Horrible things happen all around us all the time. Here in my neighborhood, a young man decided this week he wanted to steal a car and attacked a 72-year old woman and slit her throat in the process. He’s the kind of kid one wants to lock up and throw the key away. I have to wonder if a few more voices speaking in his ear out about kindness and non-violence might have made a difference with this kid before he became the person he is today. And I just watched a program on German television about the several hundred German kids who have gone off to join ISIS in Syria, kids looking for power and identity. No doubt they heard thousands of good people urging them to do good things over the years, to no avail.

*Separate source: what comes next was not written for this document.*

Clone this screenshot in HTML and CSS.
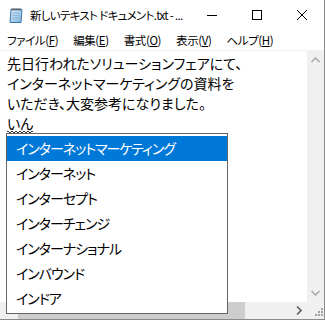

But maybe just one more voice, with a message spoken at just the right time when they might have taken it in, might have turned them around.
I’m urging this on faith, and faith is not my strong suit. But I’ve seen close elections and I know that sometimes a single vote matters. And that helps convince me that sometimes just putting out a declarative statement about how things are going wrong and how they might be put right might make a difference as well.
God bless the beaters of (apparently, but not necessarily) dead horses, I say. And those who preach to the choir. And those who go on and on till you want to pull their plug and make them go away.
We, most of us, don’t make waves. We are just drops in the ocean. We don’t run marathons. We move by inches. The opposite of good isn’t always evil. Most of the time, it’s apathy.
We live in the drops and in the inches. And that’s where we ought to try to make a difference.